The FDCPA also says that a debt collector cannot call you at your place of work if he knows, or has reason to know, that your employer does not want you contacted there during working hours. Therefore, if you tell a debt collector, “”My employer doesn’t want you to call me when I am at work,” the collector should not call you there again. The same holds true if you tell a debt collector that you do not want to be called at work because it is not convenient for you to receive calls on the job. For example, if you are a minister, it is probably not convenient to receive calls from a debt collector on your cell phone on a Sunday morning since you will probably be working at your church. Therefore, if the debt collector knows that you are involved in church services on Sunday mornings but keeps calling your anyway, he has violated the law. By the way, despite what the FDCPA says about calls at work, according to the FTC’s 2005 report, the agency received numerous complaints from consumers who said that debt collectors had continued to call them on the job after they had asked the collectors not to call them there again.

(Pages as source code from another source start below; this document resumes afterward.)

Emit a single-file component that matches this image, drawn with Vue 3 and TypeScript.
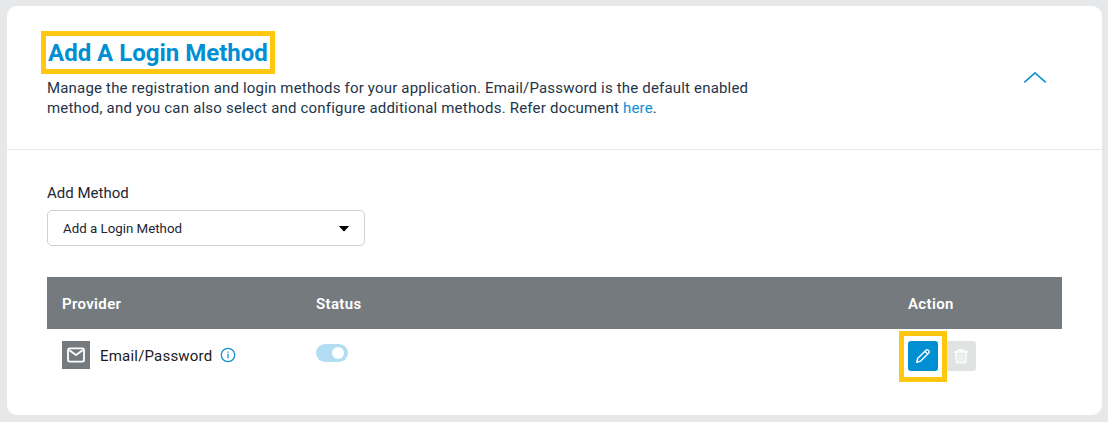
<script setup lang="ts">
import { ref } from 'vue'

interface Provider {
  name: string
  enabled: boolean
}

const open = ref(true)
const providers = ref<Provider[]>([{ name: 'Email/Password', enabled: true }])
</script>

<template>
  <main class="page">
    <section class="card">
      <header class="head">
        <div class="intro">
          <h1 class="title"><span>Add A Login Method</span></h1>
          <p class="desc">
            <span class="line first">Manage the registration and login methods for your application. Email/Password is the default enabled</span>
            <span class="line second">method, and you can also select and configure additional methods. Refer document <a class="link">here</a>.</span>
          </p>
        </div>
        <button class="collapse" type="button" aria-label="Toggle section" @click="open = !open">
          <svg width="24" height="14" viewBox="0 0 24 14" fill="none" stroke="#108fd3" stroke-width="1.6">
            <path d="M1.3 12.3 12 2.8l10.7 9.5" />
          </svg>
        </button>
      </header>
      <div v-if="open" class="body">
        <div class="label"><span>Add Method</span></div>
        <div class="select">
          <span class="value">Add a Login Method</span>
          <svg width="12" height="6" viewBox="0 0 12 6"><path d="M.8 0h10.4L6.6 5.1q-.6.6-1.2 0z" fill="#000" /></svg>
        </div>
        <div class="table">
          <div class="row thead">
            <span class="th provider">Provider</span>
            <span class="th status">Status</span>
            <span class="th action">Action</span>
          </div>
          <div v-for="p in providers" :key="p.name" class="row item">
            <div class="cell">
              <span class="mail">
                <svg width="18" height="16" viewBox="0 0 18 16" fill="none" stroke="#fff" stroke-width="1.8" stroke-linejoin="round">
                  <rect x="1" y="1.4" width="16" height="13.2" rx="1.6" />
                  <path d="m2 3 7 5 7-5" />
                </svg>
              </span>
              <span class="name">{{ p.name }}</span>
              <svg class="info" width="16" height="16" viewBox="0 0 16 16" fill="none" stroke="#108fd3">
                <circle cx="8" cy="8" r="6.7" stroke-width="1.3" />
                <path d="M8 6.8v4.5" stroke-width="1.3" />
                <path d="M8 4.4v1.4" stroke-width="1.3" />
              </svg>
            </div>
            <div class="cell">
              <span class="toggle" :class="{ on: p.enabled }"><i class="knob"></i></span>
            </div>
            <div class="cell actions">
              <span class="focus">
                <button class="btn edit" type="button" aria-label="Edit">
                  <svg width="16" height="16" viewBox="0 0 16 16" fill="none" stroke="#fff" stroke-width="1.4" stroke-linejoin="round">
                    <path d="m1.7 14.3 1.1-4 8.4-8.2q.8-.8 1.7-.1l1.1 1.1q.8.9 0 1.7l-8.3 8.3zM10 3.4l2.7 2.7" />
                    <path d="m1.3 14.7.9-2.7 1.8 1.8z" fill="#fff" stroke="none" />
                  </svg>
                </button>
              </span>
              <button class="btn trash" type="button" aria-label="Delete" disabled>
                <svg width="14" height="15" viewBox="0 0 14 15" fill="none" stroke="#fafafa">
                  <path d="M0 3h14M4.5 3V1h5v2" stroke-width="2" />
                  <path d="m2.2 4 .4 9.5h8.8l.4-9.5" stroke-width="2" />
                  <path d="M5.2 5v7M7 5v7M8.8 5v7" stroke-width="1" />
                </svg>
              </button>
            </div>
          </div>
        </div>
      </div>
    </section>
  </main>
</template>

<style>
body {
  margin: 0;
  background: #e7e8ea;
}
</style>

<style scoped>
.page {
  box-sizing: border-box;
  height: 422px;
  padding: 6px 6px 7px 7px;
  background: #e7e8ea;
  color: #24344a;
  font-family: Roboto, "Liberation Sans", sans-serif;
  font-weight: 400;
}
.card {
  height: 409px;
  border-radius: 10px;
  background: #fff;
}
.head {
  box-sizing: border-box;
  height: 144px;
  display: flex;
  justify-content: space-between;
  padding: 25px 55px 0 34px;
  border-bottom: 1px solid #e7e8ea;
}
.title {
  box-sizing: border-box;
  width: 234px;
  height: 43px;
  margin: 0;
  padding-left: 2px;
  border: 5px solid #ffc70f;
  color: #008fd3;
  font-size: 24px;
  line-height: 35px;
  font-weight: 700;
  letter-spacing: 0;
  white-space: nowrap;
}
.desc {
  margin: 4px 0 0 6px;
  font-size: 15px;
  line-height: 20px;
}
.line {
  display: block;
  white-space: nowrap;
}
.first {
  letter-spacing: 0.18px;
}
.second {
  letter-spacing: 0.2px;
}
.link {
  color: #108fd3;
}
.collapse {
  align-self: flex-start;
  width: 24px;
  height: 14px;
  margin-top: 39px;
  padding: 0;
  border: 0;
  background: none;
}
.collapse svg {
  display: block;
}
.body {
  padding: 33px 40px 0;
}
.label {
  height: 20px;
  color: #1c2531;
  font-size: 15px;
  line-height: 20px;
}
.select {
  box-sizing: border-box;
  display: flex;
  align-items: center;
  justify-content: space-between;
  width: 318px;
  height: 36px;
  margin-top: 7px;
  padding: 1px 14px 0 15px;
  border: 1px solid #d0d0d0;
  border-radius: 5px;
  color: #1c2531;
  font-size: 13.3px;
}
.table {
  margin-top: 31px;
}
.row {
  display: grid;
  grid-template-columns: 254px 592px 1fr;
  padding-left: 15px;
}
.thead {
  height: 52px;
  align-items: center;
  background: #757a7e;
  color: #fff;
  font-size: 15px;
  font-weight: 600;
  letter-spacing: 0.35px;
}
.th {
  padding-top: 1px;
}
.item {
  padding-top: 2px;
}
.cell {
  display: flex;
  align-items: flex-start;
}
.mail {
  display: flex;
  align-items: center;
  justify-content: center;
  width: 28px;
  height: 28px;
  margin-top: 10px;
  background: #757a7e;
}
.name {
  width: 112px;
  margin: 15px 0 0 10px;
  color: #1a1a1a;
  font-size: 15px;
  line-height: 20px;
  letter-spacing: 0.2px;
}
.info {
  margin: 16px 0 0 8px;
}
.toggle {
  box-sizing: border-box;
  display: flex;
  width: 32px;
  height: 18px;
  margin-top: 13px;
  padding: 3px 4px;
  border-radius: 9px;
  background: #b2ddf2;
}
.toggle.on {
  justify-content: flex-end;
}
.knob {
  width: 12px;
  height: 12px;
  border-radius: 50%;
  background: #fff;
}
.focus {
  box-sizing: border-box;
  flex: none;
  width: 48px;
  height: 51px;
  margin-left: -9px;
  padding: 5px 4px;
  border: 5px solid #ffc70f;
}
.btn {
  display: flex;
  align-items: center;
  justify-content: center;
  width: 30px;
  height: 30px;
  padding: 0;
  border: 0;
  border-radius: 3px;
}
.edit {
  background: #008fd3;
}
.trash {
  width: 29px;
  margin-top: 10px;
  padding-right: 1px;
  border-radius: 0 3px 3px 0;
  background: #e1e3e3;
}
</style>
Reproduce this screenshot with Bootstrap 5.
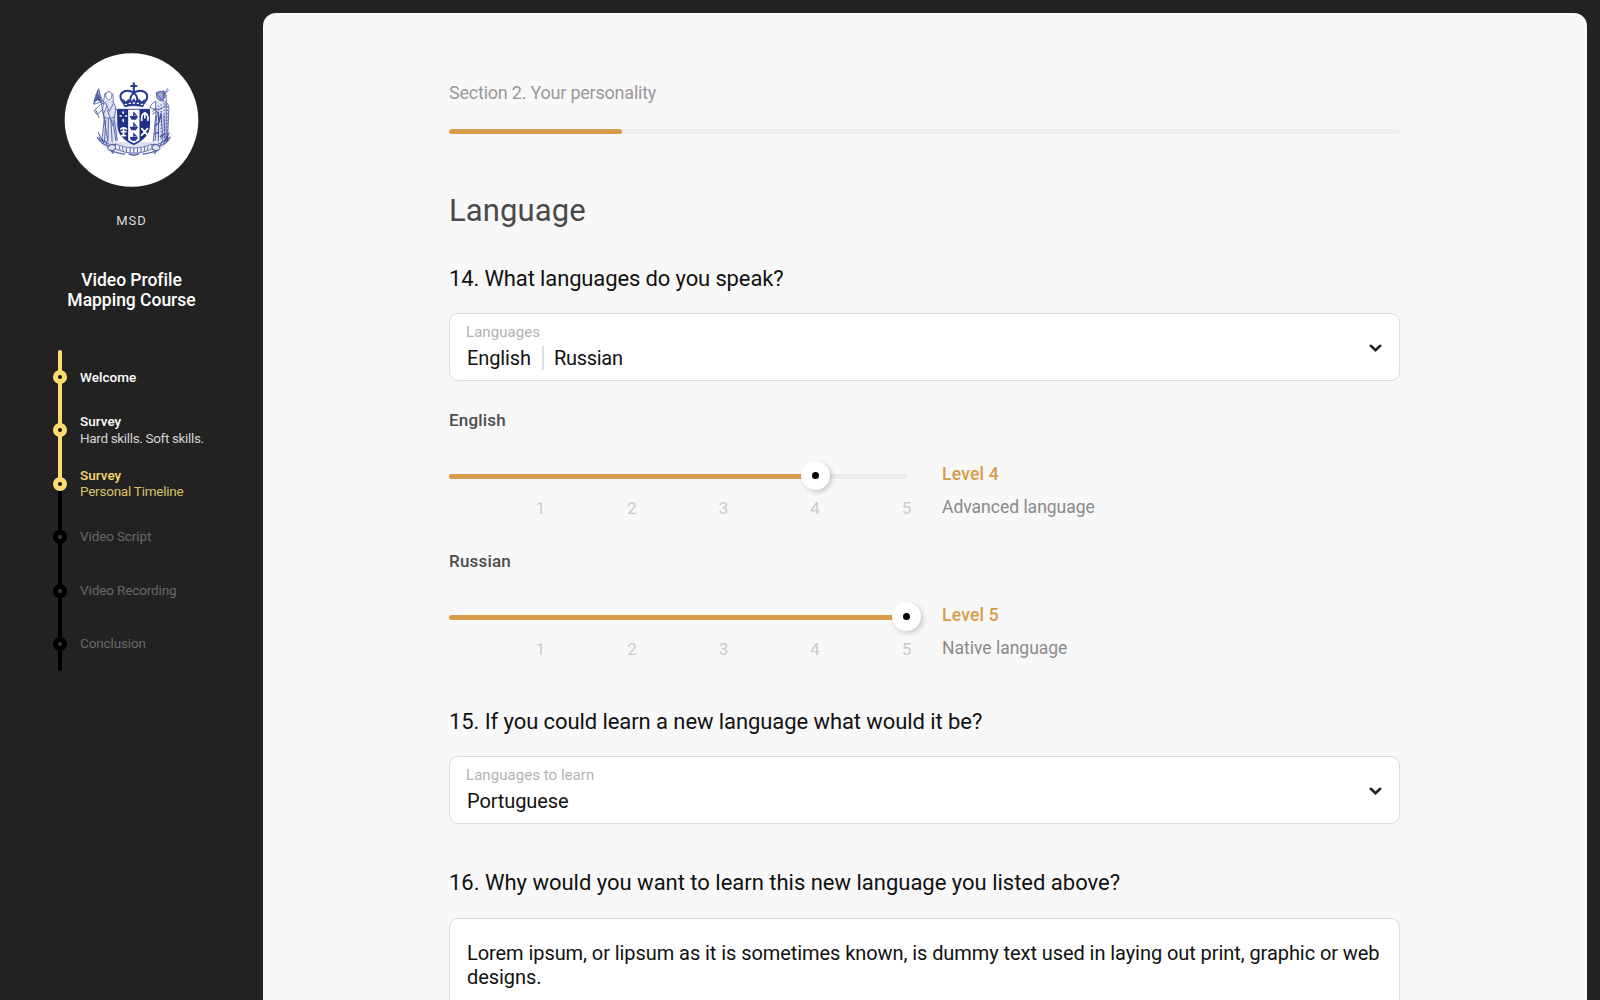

Put all requests about when to call you in writing and keep a copy for your files. Send each request certified mail, return receipt requested so that you have proof that the debt collector received it. If you end up having to sue the debt collector, the letter and the receipt will help prove to the court that you told the debt collector to call you at a specific time.
If a debt collector ignores your requests about when to call you, make note of that fact on your Collector Contact Work Sheet and get in touch with a consumer law attorney right away. The attorney can tell you how to handle the situation and advise you about what you should and should not do about the debt collector. Also the attorney may be able to provide you with advice that could help strengthen a potential lawsuit against the debt collector if you ended up suing him.
If a debt collector does not know how to reach you, the FDCPA says that he can contact your employer, a neighbor, a relative, or someone else to find out your phone numbers and address. However, if the debt collector already knows how to reach you, he is violating the FDCPA if he contacts these other people.
When a debt collector contacts a third party to find out how to reach you,he annot ask them anything else about you nor can he tell them why he is trying to locate you. The FDCPA also requires that debt collectors provide the people they call with specific information. For example, a debt collector:
- Must identify himself when he calls someone else and must explain that he is trying to get in touch with you. However, he cannot indicate the name of the company he works for unless he is asked.
- Cannot call someone more than once to obtain your contact information, unless, the person the debt collector speaks when he calls the first time asks him to call back or unless the debt collector has reason to believe that the person he spoke with gave him incorrect information.
- Cannot use a postcard or an envelope that indicates it was sent by a debt collector to contact someone else about you.
A debt collector generally may discuss your debt with your current spouse. If a debt collector has revealed information about your personal, individual debts that your spouse is not responsible for, and you feel the collector has violated your privacy, however, you may want to talk with a consumer law attorney to find out if other state laws may apply.